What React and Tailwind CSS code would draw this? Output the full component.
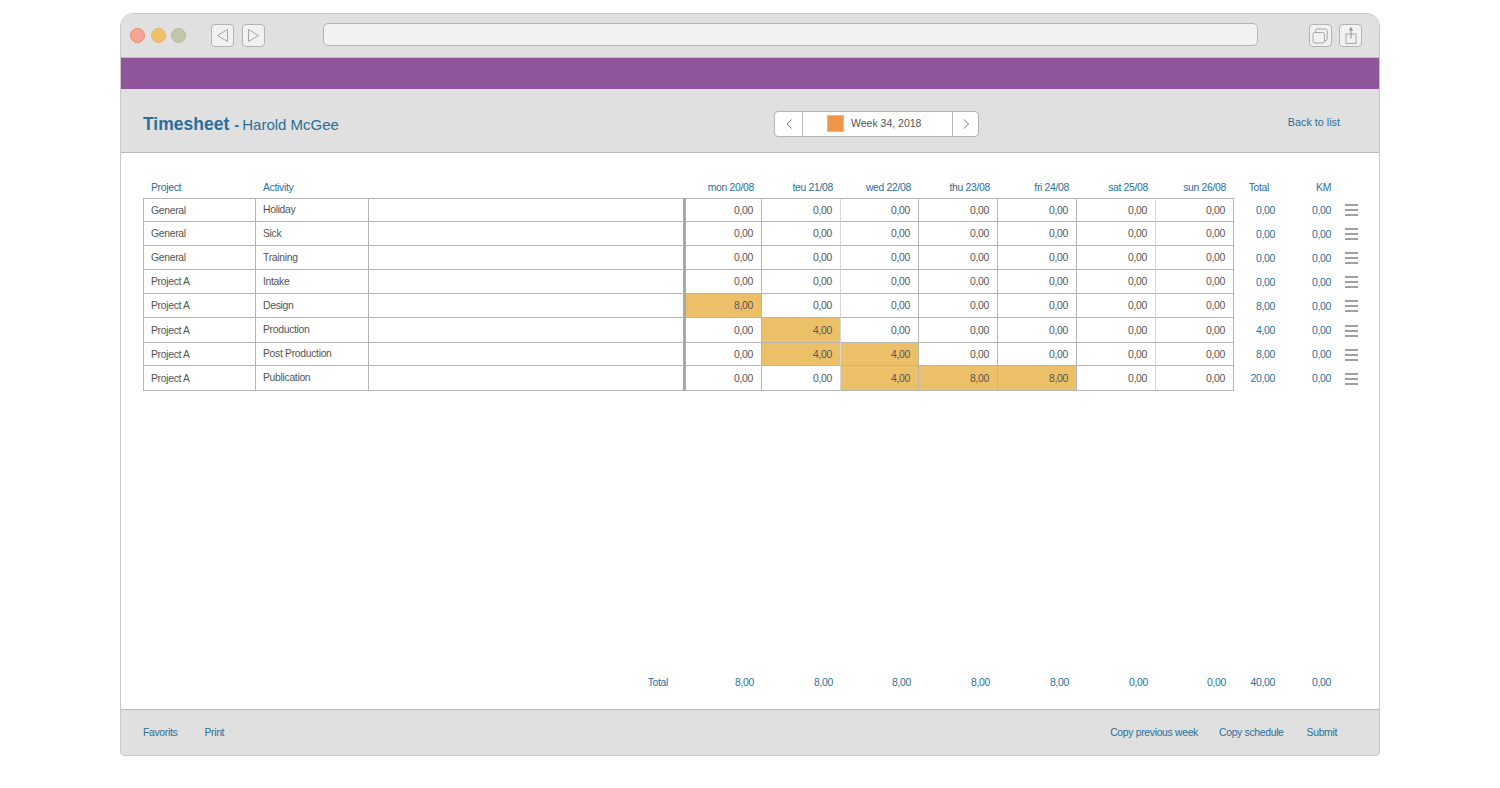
import React from 'react';

const rowGrid =
  'grid grid-cols-[113px_113px_314px_3px_76px_79px_78px_79px_79px_79px_78px_42px_56px_50px]';

const days = ['mon 20/08', 'teu 21/08', 'wed 22/08', 'thu 23/08', 'fri 24/08', 'sat 25/08', 'sun 26/08'];

const rows = [
  { project: 'General', activity: 'Holiday', height: 'h-[24px]', hours: ['0,00', '0,00', '0,00', '0,00', '0,00', '0,00', '0,00'], total: '0,00' },
  { project: 'General', activity: 'Sick', height: 'h-[24px]', hours: ['0,00', '0,00', '0,00', '0,00', '0,00', '0,00', '0,00'], total: '0,00' },
  { project: 'General', activity: 'Training', height: 'h-[24px]', hours: ['0,00', '0,00', '0,00', '0,00', '0,00', '0,00', '0,00'], total: '0,00' },
  { project: 'Project A', activity: 'Intake', height: 'h-[24px]', hours: ['0,00', '0,00', '0,00', '0,00', '0,00', '0,00', '0,00'], total: '0,00' },
  { project: 'Project A', activity: 'Design', height: 'h-[24px]', hours: ['8,00', '0,00', '0,00', '0,00', '0,00', '0,00', '0,00'], total: '8,00' },
  { project: 'Project A', activity: 'Production', height: 'h-[25px]', hours: ['0,00', '4,00', '0,00', '0,00', '0,00', '0,00', '0,00'], total: '4,00' },
  { project: 'Project A', activity: 'Post Production', height: 'h-[23px]', hours: ['0,00', '4,00', '4,00', '0,00', '0,00', '0,00', '0,00'], total: '8,00' },
  { project: 'Project A', activity: 'Publication', height: 'h-[25px]', hours: ['0,00', '0,00', '4,00', '8,00', '8,00', '0,00', '0,00'], total: '20,00' },
];

const dayTotals = ['8,00', '8,00', '8,00', '8,00', '8,00', '0,00', '0,00'];

const ToolbarButton = ({ children }) => (
  <div className="flex h-[23px] w-[23px] items-center justify-center rounded-[4px] border border-[#b4b4b4] bg-[#f1f1f1]">
    <svg width="17" height="17" viewBox="0 0 17 17" fill="none" stroke="#a6a6a6" strokeWidth="1" className="overflow-visible">
      {children}
    </svg>
  </div>
);

const MenuIcon = () => (
  <div className="flex w-[13px] flex-col gap-[3px]">
    <div className="h-[2px] bg-[#a0a0a0]" />
    <div className="h-[2px] bg-[#a0a0a0]" />
    <div className="h-[2px] bg-[#a0a0a0]" />
  </div>
);

export default function App() {
  return (
    <div className="flex h-[788px] justify-center bg-white pt-[13px] font-['Liberation_Sans',Arial,sans-serif] text-[10.4px] tracking-[-0.32px] text-[#555555]">
      <div className="flex h-[743px] w-[1260px] flex-col overflow-hidden rounded-t-[13px] rounded-b-[4px] border border-[#c8c8c8] bg-white">
        {/* Browser chrome */}
        <div className="flex h-[44px] shrink-0 items-center border-b border-[#b9b9b9] bg-[#e0e0e0] pb-[1px] pl-[9px] pr-[17px]">
          <div className="flex gap-[5.5px]">
            <div className="h-[15px] w-[15px] rounded-full border border-[#e58a70] bg-[#f6a595]" />
            <div className="h-[15px] w-[15px] rounded-full border border-[#e6b45c] bg-[#efc269]" />
            <div className="h-[15px] w-[15px] rounded-full border border-[#b6bb9c] bg-[#c0c6a8]" />
          </div>
          <div className="ml-[25px] flex gap-[8px]">
            <ToolbarButton>
              <path d="M13.5 2.5 L3.5 8.5 L13.5 14.5 Z" />
            </ToolbarButton>
            <ToolbarButton>
              <path d="M3.5 2.5 L13.5 8.5 L3.5 14.5 Z" />
            </ToolbarButton>
          </div>
          <div className="mb-[2px] ml-[58px] h-[23px] flex-1 rounded-[5px] border border-[#b4b4b4] bg-[#f2f2f2]" />
          <div className="ml-[51px] flex gap-[7px]">
            <ToolbarButton>
              <path d="M3.5 5 V3.7 Q3.5 2 5.2 2 H13.5 Q15.2 2 15.2 3.7 V12 Q15.2 13.5 12.5 14" />
              <rect x="1" y="5.5" width="11.5" height="10.5" rx="2" />
            </ToolbarButton>
            <ToolbarButton>
              <rect x="4" y="7" width="10" height="9.5" />
              <path d="M9 11.5 V2" stroke="#8f8f8f" />
              <path d="M6.8 3.5 L9 0 L11.2 3.5 Z" fill="#8f8f8f" stroke="none" />
            </ToolbarButton>
          </div>
        </div>

        {/* Purple bar */}
        <div className="h-[31px] shrink-0 bg-[#8f5499]" />

        {/* Page header */}
        <div className="grid h-[64px] shrink-0 grid-cols-[631px_205px_1fr] items-center border-b border-[#b9b9b9] bg-[#e0e0e0] pl-[22px] pr-[39px] tracking-normal">
          <div className="mt-[8px] flex items-baseline text-[#2a6f9b]">
            <span className="text-[17.5px] font-bold">Timesheet</span>
            <span className="ml-[5px] text-[15px] font-bold">-</span>
            <span className="ml-[3px] text-[15px]">Harold McGee</span>
          </div>
          <div className="mt-[6px] flex h-[26px] items-center rounded-[4px] border border-[#b4b4b4] bg-white text-[10.5px]">
            <div className="flex h-full w-[28px] items-center justify-center border-r border-[#b4b4b4]">
              <svg width="10" height="12" viewBox="0 0 10 12" fill="none" stroke="#777777" strokeWidth="1">
                <path d="M7.5 1.5 L3 6 L7.5 10.5" />
              </svg>
            </div>
            <div className="flex flex-1 items-center pl-[24px]">
              <div className="h-[17px] w-[17px] border border-[#eeb685] bg-[#f0964c]" />
              <span className="ml-[7px] text-[#555555]">Week 34, 2018</span>
            </div>
            <div className="flex h-full w-[26px] items-center justify-center border-l border-[#b4b4b4]">
              <svg width="10" height="12" viewBox="0 0 10 12" fill="none" stroke="#777777" strokeWidth="1">
                <path d="M3 1.5 L7.5 6 L3 10.5" />
              </svg>
            </div>
          </div>
          <div className="mt-[4px] text-right text-[10.8px] text-[#2a6f9b]">Back to list</div>
        </div>

        {/* Timesheet */}
        <div className="flex flex-1 flex-col pl-[22px]">
          <div className={rowGrid + ' mb-[2px] mt-[27px] h-[16px] items-center text-[#2a6f9b]'}>
            <div className="pl-[8px]">Project</div>
            <div className="pl-[7px]">Activity</div>
            <div />
            <div />
            {days.map((day) => (
              <div key={day} className="pr-[8px] text-right">
                {day}
              </div>
            ))}
            <div className="pr-[7px] text-right">Total</div>
            <div className="pr-[1px] text-right">KM</div>
            <div />
          </div>

          {rows.map((row, i) => (
            <div key={i} className={rowGrid + ' ' + row.height}>
              <div className={'flex items-center border-b border-l border-r border-[#b5b5b5] pl-[7px] pt-[1px] ' + (i === 0 ? 'border-t' : '')}>
                {row.project}
              </div>
              <div className={'flex items-center border-b border-r border-[#b5b5b5] pl-[7px] ' + (i === 0 ? 'border-t' : '')}>
                {row.activity}
              </div>
              <div className={'border-b border-[#b5b5b5] ' + (i === 0 ? 'border-t' : '')} />
              <div className="bg-[#a8a8a8]" />
              {row.hours.map((value, d) => (
                <div
                  key={d}
                  className={
                    'flex items-center justify-end border-b border-r border-[#b5b5b5] pr-[8px] pt-[1px] ' +
                    (i === 0 ? 'border-t ' : '') +
                    (d === 1 || d === 5 ? 'border-r-[#d6d6d6] ' : '') +
                    (value === '0,00' ? 'bg-white' : 'bg-[#ecc069]')
                  }
                >
                  {value}
                </div>
              ))}
              <div className="flex items-center justify-end pr-[1px] pt-[1px] text-[#2a6f9b]">{row.total}</div>
              <div className="flex items-center justify-end pr-[1px] pt-[1px] text-[#2a6f9b]">0,00</div>
              <div className="flex items-center pl-[13px]">
                <MenuIcon />
              </div>
            </div>
          ))}

          <div className={rowGrid + ' mb-[20px] mt-auto h-[14px] items-center text-[#2a6f9b]'}>
            <div />
            <div />
            <div className="pr-[15px] text-right">Total</div>
            <div />
            {dayTotals.map((value, d) => (
              <div key={d} className="pr-[8px] text-right">
                {value}
              </div>
            ))}
            <div className="pr-[1px] text-right">40,00</div>
            <div className="pr-[1px] text-right">0,00</div>
            <div />
          </div>
        </div>

        {/* Footer */}
        <div className="flex h-[46px] shrink-0 items-center justify-between border-t border-[#b9b9b9] bg-[#e0e0e0] pl-[22px] pr-[42px] text-[#2a6f9b]">
          <div className="flex gap-[27px]">
            <span>Favorits</span>
            <span>Print</span>
          </div>
          <div className="flex">
            <span>Copy previous week</span>
            <span className="ml-[21px]">Copy schedule</span>
            <span className="ml-[23px]">Submit</span>
          </div>
        </div>
      </div>
    </div>
  );
}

## WHAT YOU WILL DO
Restate only the lines running from the start of the material above through the line containing "const days = ['mon", ends included. No pictures.

## CORRECT RESULT
What React and Tailwind CSS code would draw this? Output the full component.
import React from 'react';

const rowGrid =
  'grid grid-cols-[113px_113px_314px_3px_76px_79px_78px_79px_79px_79px_78px_42px_56px_50px]';

const days = ['mon 20/08', 'teu 21/08', 'wed 22/08', 'thu 23/08', 'fri 24/08', 'sat 25/08', 'sun 26/08'];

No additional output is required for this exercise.